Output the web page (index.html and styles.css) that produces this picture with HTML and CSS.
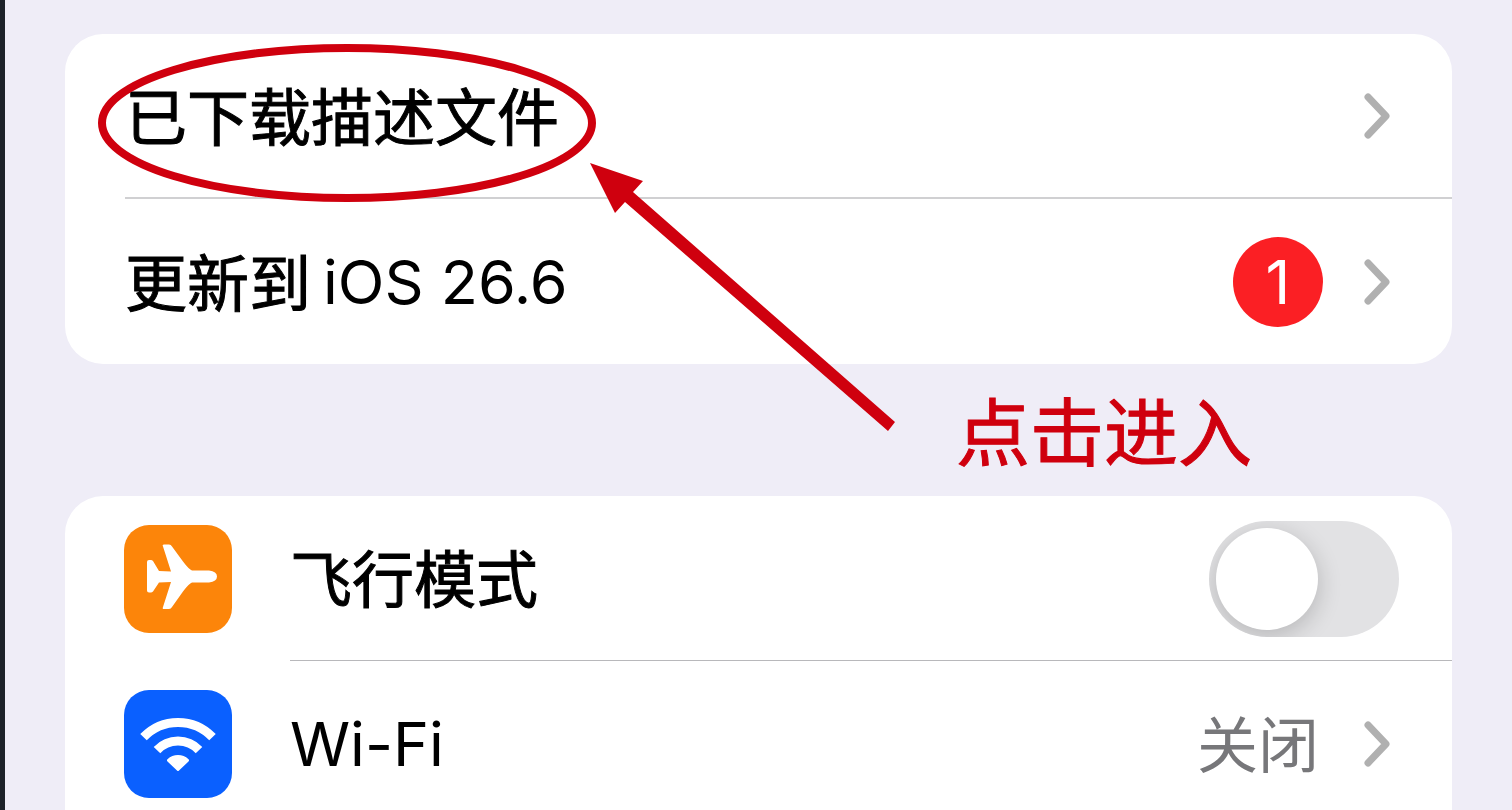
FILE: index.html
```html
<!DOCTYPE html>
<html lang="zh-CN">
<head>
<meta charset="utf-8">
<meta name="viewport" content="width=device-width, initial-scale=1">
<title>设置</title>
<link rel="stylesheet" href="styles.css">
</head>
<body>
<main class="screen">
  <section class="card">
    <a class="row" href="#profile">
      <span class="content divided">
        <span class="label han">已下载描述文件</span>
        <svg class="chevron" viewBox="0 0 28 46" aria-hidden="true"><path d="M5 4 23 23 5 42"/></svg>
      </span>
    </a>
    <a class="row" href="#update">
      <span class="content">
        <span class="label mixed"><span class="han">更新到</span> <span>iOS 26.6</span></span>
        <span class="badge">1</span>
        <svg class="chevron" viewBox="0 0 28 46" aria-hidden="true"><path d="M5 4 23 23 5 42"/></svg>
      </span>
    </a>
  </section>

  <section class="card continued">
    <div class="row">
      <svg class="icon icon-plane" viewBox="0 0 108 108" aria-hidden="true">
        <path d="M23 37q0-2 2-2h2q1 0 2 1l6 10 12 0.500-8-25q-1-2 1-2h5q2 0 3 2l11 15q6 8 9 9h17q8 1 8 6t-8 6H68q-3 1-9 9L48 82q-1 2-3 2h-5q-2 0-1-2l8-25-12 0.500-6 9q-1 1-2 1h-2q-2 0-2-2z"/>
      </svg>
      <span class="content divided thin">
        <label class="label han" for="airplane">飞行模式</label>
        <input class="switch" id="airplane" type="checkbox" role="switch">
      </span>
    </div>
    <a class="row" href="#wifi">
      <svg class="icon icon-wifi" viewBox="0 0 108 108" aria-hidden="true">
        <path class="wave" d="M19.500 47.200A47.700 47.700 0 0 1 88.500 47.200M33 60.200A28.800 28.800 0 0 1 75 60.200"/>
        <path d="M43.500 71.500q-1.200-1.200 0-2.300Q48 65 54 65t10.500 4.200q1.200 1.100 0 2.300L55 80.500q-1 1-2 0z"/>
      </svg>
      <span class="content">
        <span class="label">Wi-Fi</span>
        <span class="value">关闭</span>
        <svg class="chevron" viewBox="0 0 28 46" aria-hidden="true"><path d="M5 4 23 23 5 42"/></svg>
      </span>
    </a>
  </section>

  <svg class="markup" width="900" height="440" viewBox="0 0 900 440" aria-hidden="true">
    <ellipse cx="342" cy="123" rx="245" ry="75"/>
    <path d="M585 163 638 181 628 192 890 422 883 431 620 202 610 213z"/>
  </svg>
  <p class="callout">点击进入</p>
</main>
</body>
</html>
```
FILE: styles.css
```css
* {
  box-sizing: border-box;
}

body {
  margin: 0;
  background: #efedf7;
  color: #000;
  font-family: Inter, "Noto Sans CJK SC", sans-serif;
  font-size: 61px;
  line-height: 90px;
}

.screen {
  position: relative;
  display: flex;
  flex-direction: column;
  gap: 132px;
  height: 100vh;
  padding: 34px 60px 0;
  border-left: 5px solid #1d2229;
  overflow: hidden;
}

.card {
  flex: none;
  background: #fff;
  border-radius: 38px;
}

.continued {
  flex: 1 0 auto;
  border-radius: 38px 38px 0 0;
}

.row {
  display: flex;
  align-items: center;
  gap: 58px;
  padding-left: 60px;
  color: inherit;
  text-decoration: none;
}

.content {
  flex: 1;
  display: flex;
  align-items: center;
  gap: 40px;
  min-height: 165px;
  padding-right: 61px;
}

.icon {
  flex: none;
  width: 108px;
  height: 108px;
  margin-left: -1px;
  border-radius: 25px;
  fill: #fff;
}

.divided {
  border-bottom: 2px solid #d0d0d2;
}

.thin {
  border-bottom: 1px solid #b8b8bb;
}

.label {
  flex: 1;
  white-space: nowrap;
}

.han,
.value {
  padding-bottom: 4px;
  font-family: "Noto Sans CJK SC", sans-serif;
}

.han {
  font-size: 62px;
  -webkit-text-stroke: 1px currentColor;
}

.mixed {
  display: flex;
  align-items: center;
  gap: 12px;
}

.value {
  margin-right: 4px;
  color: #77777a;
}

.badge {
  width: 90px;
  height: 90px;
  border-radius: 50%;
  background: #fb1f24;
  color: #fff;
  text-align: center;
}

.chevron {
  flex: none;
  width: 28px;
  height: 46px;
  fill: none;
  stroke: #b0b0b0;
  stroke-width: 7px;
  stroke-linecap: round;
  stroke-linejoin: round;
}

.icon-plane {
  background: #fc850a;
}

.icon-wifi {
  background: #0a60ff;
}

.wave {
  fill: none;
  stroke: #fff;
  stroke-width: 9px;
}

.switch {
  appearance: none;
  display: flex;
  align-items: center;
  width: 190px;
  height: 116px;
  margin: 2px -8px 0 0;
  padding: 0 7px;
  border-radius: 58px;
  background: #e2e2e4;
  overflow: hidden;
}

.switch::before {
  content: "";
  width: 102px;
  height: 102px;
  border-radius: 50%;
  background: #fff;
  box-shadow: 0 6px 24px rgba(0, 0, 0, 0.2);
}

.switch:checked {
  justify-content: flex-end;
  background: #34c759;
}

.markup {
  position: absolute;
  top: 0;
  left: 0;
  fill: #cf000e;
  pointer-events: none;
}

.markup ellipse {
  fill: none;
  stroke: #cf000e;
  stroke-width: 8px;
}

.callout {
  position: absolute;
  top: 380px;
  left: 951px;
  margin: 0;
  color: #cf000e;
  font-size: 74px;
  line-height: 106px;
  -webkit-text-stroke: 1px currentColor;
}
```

> Stated exercise
Quote the preceding listing precisely and completely, omitting its images.

> Expected output
Output the web page (index.html and styles.css) that produces this picture with HTML and CSS.
FILE: index.html
```html
<!DOCTYPE html>
<html lang="zh-CN">
<head>
<meta charset="utf-8">
<meta name="viewport" content="width=device-width, initial-scale=1">
<title>设置</title>
<link rel="stylesheet" href="styles.css">
</head>
<body>
<main class="screen">
  <section class="card">
    <a class="row" href="#profile">
      <span class="content divided">
        <span class="label han">已下载描述文件</span>
        <svg class="chevron" viewBox="0 0 28 46" aria-hidden="true"><path d="M5 4 23 23 5 42"/></svg>
      </span>
    </a>
    <a class="row" href="#update">
      <span class="content">
        <span class="label mixed"><span class="han">更新到</span> <span>iOS 26.6</span></span>
        <span class="badge">1</span>
        <svg class="chevron" viewBox="0 0 28 46" aria-hidden="true"><path d="M5 4 23 23 5 42"/></svg>
      </span>
    </a>
  </section>

  <section class="card continued">
    <div class="row">
      <svg class="icon icon-plane" viewBox="0 0 108 108" aria-hidden="true">
        <path d="M23 37q0-2 2-2h2q1 0 2 1l6 10 12 0.500-8-25q-1-2 1-2h5q2 0 3 2l11 15q6 8 9 9h17q8 1 8 6t-8 6H68q-3 1-9 9L48 82q-1 2-3 2h-5q-2 0-1-2l8-25-12 0.500-6 9q-1 1-2 1h-2q-2 0-2-2z"/>
      </svg>
      <span class="content divided thin">
        <label class="label han" for="airplane">飞行模式</label>
        <input class="switch" id="airplane" type="checkbox" role="switch">
      </span>
    </div>
    <a class="row" href="#wifi">
      <svg class="icon icon-wifi" viewBox="0 0 108 108" aria-hidden="true">
        <path class="wave" d="M19.500 47.200A47.700 47.700 0 0 1 88.500 47.200M33 60.200A28.800 28.800 0 0 1 75 60.200"/>
        <path d="M43.500 71.500q-1.200-1.200 0-2.300Q48 65 54 65t10.500 4.200q1.200 1.100 0 2.300L55 80.500q-1 1-2 0z"/>
      </svg>
      <span class="content">
        <span class="label">Wi-Fi</span>
        <span class="value">关闭</span>
        <svg class="chevron" viewBox="0 0 28 46" aria-hidden="true"><path d="M5 4 23 23 5 42"/></svg>
      </span>
    </a>
  </section>

  <svg class="markup" width="900" height="440" viewBox="0 0 900 440" aria-hidden="true">
    <ellipse cx="342" cy="123" rx="245" ry="75"/>
    <path d="M585 163 638 181 628 192 890 422 883 431 620 202 610 213z"/>
  </svg>
  <p class="callout">点击进入</p>
</main>
</body>
</html>
```
FILE: styles.css
```css
* {
  box-sizing: border-box;
}

body {
  margin: 0;
  background: #efedf7;
  color: #000;
  font-family: Inter, "Noto Sans CJK SC", sans-serif;
  font-size: 61px;
  line-height: 90px;
}

.screen {
  position: relative;
  display: flex;
  flex-direction: column;
  gap: 132px;
  height: 100vh;
  padding: 34px 60px 0;
  border-left: 5px solid #1d2229;
  overflow: hidden;
}

.card {
  flex: none;
  background: #fff;
  border-radius: 38px;
}

.continued {
  flex: 1 0 auto;
  border-radius: 38px 38px 0 0;
}

.row {
  display: flex;
  align-items: center;
  gap: 58px;
  padding-left: 60px;
  color: inherit;
  text-decoration: none;
}

.content {
  flex: 1;
  display: flex;
  align-items: center;
  gap: 40px;
  min-height: 165px;
  padding-right: 61px;
}

.icon {
  flex: none;
  width: 108px;
  height: 108px;
  margin-left: -1px;
  border-radius: 25px;
  fill: #fff;
}

.divided {
  border-bottom: 2px solid #d0d0d2;
}

.thin {
  border-bottom: 1px solid #b8b8bb;
}

.label {
  flex: 1;
  white-space: nowrap;
}

.han,
.value {
  padding-bottom: 4px;
  font-family: "Noto Sans CJK SC", sans-serif;
}

.han {
  font-size: 62px;
  -webkit-text-stroke: 1px currentColor;
}

.mixed {
  display: flex;
  align-items: center;
  gap: 12px;
}

.value {
  margin-right: 4px;
  color: #77777a;
}

.badge {
  width: 90px;
  height: 90px;
  border-radius: 50%;
  background: #fb1f24;
  color: #fff;
  text-align: center;
}

.chevron {
  flex: none;
  width: 28px;
  height: 46px;
  fill: none;
  stroke: #b0b0b0;
  stroke-width: 7px;
  stroke-linecap: round;
  stroke-linejoin: round;
}

.icon-plane {
  background: #fc850a;
}

.icon-wifi {
  background: #0a60ff;
}

.wave {
  fill: none;
  stroke: #fff;
  stroke-width: 9px;
}

.switch {
  appearance: none;
  display: flex;
  align-items: center;
  width: 190px;
  height: 116px;
  margin: 2px -8px 0 0;
  padding: 0 7px;
  border-radius: 58px;
  background: #e2e2e4;
  overflow: hidden;
}

.switch::before {
  content: "";
  width: 102px;
  height: 102px;
  border-radius: 50%;
  background: #fff;
  box-shadow: 0 6px 24px rgba(0, 0, 0, 0.2);
}

.switch:checked {
  justify-content: flex-end;
  background: #34c759;
}

.markup {
  position: absolute;
  top: 0;
  left: 0;
  fill: #cf000e;
  pointer-events: none;
}

.markup ellipse {
  fill: none;
  stroke: #cf000e;
  stroke-width: 8px;
}

.callout {
  position: absolute;
  top: 380px;
  left: 951px;
  margin: 0;
  color: #cf000e;
  font-size: 74px;
  line-height: 106px;
  -webkit-text-stroke: 1px currentColor;
}
```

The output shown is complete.